------ Data entries
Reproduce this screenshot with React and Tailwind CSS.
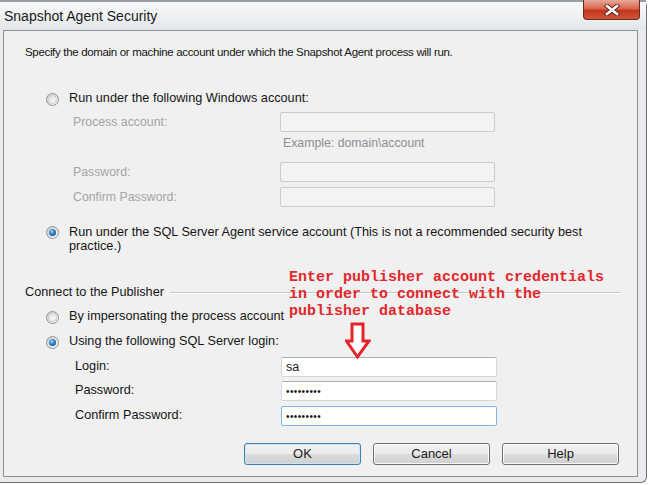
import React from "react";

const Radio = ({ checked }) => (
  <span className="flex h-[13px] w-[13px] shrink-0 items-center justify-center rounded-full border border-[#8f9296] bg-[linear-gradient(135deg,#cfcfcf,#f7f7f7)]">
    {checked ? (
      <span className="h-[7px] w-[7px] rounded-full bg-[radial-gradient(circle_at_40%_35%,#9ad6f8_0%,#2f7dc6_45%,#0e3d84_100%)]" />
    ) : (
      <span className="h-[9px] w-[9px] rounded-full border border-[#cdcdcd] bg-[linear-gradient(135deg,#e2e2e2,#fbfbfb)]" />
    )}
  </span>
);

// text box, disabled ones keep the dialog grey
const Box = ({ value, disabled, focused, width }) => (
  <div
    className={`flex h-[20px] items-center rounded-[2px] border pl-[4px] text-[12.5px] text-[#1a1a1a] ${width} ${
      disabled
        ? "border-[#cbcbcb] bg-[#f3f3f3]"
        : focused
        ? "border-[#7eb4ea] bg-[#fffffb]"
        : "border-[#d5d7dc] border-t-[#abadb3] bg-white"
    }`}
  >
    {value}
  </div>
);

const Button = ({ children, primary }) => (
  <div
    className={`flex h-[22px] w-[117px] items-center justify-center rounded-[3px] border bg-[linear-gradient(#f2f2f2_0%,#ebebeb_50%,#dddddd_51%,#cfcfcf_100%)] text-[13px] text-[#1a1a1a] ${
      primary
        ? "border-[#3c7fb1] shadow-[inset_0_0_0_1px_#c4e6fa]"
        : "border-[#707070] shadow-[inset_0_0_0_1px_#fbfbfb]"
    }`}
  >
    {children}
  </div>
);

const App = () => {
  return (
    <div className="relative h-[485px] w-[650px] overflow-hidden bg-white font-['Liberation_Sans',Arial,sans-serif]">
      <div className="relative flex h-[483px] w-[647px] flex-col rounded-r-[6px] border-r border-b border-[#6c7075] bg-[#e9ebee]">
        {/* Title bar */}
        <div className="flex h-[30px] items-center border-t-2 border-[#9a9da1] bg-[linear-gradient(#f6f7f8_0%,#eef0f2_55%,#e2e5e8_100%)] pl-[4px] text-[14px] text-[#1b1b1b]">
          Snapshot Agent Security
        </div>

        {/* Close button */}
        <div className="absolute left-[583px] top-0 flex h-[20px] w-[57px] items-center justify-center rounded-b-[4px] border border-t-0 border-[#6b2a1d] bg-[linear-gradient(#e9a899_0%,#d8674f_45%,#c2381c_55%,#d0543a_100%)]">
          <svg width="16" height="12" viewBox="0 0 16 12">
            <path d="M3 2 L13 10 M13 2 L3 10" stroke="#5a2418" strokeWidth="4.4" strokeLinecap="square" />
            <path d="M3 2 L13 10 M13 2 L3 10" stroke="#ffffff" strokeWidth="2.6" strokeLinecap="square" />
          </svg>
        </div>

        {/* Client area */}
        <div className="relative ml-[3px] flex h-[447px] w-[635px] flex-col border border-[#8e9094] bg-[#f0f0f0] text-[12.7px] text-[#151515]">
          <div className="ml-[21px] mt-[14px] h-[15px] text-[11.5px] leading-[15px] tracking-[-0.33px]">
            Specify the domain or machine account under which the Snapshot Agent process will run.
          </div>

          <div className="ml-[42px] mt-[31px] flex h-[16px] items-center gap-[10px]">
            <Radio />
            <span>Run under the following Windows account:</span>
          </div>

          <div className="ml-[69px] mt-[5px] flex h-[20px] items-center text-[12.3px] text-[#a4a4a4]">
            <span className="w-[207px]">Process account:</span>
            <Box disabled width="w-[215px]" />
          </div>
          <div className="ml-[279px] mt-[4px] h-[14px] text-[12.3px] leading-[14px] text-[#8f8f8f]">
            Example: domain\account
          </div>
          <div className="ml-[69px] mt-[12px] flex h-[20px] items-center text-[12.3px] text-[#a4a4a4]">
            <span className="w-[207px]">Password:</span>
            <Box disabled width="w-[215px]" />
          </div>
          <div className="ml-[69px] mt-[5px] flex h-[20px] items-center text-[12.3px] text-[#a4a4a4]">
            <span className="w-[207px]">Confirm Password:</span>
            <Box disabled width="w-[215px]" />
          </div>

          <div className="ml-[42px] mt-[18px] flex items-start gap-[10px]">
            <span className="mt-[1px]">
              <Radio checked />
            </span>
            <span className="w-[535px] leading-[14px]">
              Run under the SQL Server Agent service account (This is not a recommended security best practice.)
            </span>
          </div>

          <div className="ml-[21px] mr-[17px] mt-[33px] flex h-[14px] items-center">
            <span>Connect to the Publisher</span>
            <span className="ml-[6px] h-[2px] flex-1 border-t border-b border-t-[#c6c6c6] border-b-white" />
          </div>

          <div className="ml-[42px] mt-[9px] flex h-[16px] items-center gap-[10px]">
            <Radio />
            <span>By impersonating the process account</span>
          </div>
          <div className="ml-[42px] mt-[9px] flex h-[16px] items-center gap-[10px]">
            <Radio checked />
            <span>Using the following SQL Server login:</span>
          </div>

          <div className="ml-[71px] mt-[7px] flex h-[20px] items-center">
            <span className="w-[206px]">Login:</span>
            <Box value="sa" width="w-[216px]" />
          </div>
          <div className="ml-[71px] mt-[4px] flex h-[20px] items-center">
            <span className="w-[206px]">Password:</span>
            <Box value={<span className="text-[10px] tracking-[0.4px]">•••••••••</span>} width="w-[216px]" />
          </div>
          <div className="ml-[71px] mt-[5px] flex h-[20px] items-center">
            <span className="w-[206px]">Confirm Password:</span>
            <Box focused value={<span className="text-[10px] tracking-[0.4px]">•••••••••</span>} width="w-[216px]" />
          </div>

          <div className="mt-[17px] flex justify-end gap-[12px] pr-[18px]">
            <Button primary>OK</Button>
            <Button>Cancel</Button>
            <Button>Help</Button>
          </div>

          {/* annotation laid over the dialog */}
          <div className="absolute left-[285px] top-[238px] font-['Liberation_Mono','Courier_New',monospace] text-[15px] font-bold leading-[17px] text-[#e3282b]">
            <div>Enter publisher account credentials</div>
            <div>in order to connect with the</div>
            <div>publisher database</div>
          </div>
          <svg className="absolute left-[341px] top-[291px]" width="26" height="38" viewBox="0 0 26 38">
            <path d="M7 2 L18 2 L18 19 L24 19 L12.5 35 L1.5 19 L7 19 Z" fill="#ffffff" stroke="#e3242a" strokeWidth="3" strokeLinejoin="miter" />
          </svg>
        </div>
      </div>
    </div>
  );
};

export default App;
------------
------ Data entries
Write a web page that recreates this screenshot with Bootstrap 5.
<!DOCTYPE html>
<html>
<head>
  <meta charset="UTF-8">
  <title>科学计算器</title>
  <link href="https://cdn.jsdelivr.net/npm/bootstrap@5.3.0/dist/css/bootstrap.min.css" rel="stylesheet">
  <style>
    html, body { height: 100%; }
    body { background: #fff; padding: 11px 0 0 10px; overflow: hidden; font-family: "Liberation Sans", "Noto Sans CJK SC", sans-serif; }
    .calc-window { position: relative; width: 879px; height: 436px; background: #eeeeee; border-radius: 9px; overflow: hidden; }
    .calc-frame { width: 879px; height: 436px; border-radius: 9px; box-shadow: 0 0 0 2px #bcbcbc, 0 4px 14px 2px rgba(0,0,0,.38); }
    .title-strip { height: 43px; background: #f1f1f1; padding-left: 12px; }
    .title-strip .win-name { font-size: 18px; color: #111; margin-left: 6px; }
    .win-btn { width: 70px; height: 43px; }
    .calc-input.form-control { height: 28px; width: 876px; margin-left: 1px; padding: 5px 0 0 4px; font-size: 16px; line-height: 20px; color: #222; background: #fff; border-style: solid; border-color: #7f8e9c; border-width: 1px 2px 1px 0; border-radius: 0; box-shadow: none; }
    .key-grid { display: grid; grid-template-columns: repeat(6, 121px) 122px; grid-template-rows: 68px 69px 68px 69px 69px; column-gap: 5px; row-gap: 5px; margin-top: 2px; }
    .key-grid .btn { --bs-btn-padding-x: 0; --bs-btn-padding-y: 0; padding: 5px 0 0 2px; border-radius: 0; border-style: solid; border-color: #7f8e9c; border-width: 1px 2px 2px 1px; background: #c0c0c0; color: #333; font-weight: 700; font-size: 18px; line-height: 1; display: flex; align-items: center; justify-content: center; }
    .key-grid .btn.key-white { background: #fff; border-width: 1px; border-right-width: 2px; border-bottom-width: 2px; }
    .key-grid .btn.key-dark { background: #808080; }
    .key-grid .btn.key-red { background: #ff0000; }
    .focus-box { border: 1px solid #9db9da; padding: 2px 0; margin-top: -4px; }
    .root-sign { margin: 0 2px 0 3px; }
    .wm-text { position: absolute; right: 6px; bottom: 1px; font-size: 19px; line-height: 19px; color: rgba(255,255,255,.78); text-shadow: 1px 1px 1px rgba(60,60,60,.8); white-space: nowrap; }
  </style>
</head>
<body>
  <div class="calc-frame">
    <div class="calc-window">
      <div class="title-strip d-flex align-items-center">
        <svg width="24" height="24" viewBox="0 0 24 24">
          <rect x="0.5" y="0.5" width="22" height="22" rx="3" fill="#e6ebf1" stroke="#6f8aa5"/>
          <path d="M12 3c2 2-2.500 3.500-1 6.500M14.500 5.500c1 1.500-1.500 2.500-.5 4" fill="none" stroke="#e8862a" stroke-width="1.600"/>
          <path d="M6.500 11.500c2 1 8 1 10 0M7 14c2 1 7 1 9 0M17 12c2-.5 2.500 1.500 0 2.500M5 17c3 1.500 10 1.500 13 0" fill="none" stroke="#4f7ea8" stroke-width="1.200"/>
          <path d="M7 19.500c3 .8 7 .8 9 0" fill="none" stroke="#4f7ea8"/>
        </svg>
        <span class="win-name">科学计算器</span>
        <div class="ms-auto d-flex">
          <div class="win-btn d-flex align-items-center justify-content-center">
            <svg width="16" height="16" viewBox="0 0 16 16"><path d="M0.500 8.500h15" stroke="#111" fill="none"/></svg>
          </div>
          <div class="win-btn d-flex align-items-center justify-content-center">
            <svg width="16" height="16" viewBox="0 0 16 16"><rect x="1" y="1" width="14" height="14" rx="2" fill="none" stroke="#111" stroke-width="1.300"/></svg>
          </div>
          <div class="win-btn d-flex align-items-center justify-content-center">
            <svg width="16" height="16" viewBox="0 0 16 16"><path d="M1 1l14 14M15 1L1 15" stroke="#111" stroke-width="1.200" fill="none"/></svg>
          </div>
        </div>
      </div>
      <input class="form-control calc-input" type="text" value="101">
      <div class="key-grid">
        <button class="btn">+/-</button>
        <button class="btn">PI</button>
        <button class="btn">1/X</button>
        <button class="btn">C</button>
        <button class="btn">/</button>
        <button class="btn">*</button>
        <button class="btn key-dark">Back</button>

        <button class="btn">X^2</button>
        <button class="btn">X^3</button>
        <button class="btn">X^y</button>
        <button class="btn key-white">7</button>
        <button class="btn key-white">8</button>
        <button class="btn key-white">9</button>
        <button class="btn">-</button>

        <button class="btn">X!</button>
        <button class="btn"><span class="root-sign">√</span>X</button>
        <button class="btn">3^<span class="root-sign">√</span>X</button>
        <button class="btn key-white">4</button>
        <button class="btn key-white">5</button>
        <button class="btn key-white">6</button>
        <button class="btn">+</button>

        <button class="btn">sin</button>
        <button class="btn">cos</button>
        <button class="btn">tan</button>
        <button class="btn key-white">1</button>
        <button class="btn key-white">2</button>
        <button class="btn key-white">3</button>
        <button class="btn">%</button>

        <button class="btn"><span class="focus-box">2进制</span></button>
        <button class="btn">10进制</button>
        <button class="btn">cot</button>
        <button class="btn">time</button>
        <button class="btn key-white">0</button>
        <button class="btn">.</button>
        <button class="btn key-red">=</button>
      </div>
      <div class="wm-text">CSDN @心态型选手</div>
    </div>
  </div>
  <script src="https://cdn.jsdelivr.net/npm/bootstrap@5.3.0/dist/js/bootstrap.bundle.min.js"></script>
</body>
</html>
------------
------ Data entries
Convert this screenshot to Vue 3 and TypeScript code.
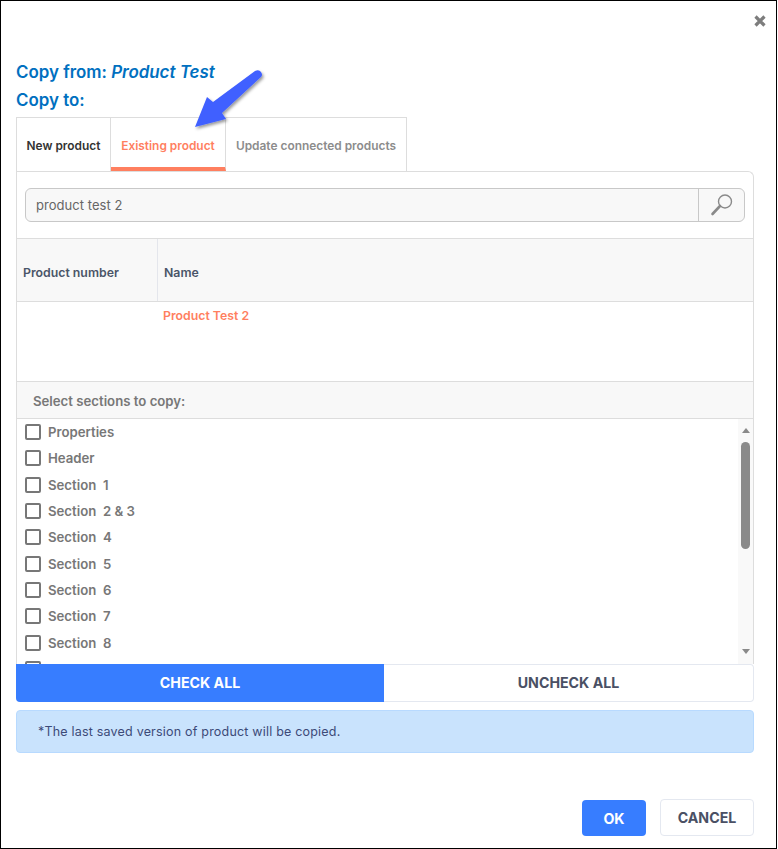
------------
### Work required
Show every line in the entries where the string "with" occurs.

### Answer to the exercise
Reproduce this screenshot with React and Tailwind CSS.
            <div>in order to connect with the</div>
Write a web page that recreates this screenshot with Bootstrap 5.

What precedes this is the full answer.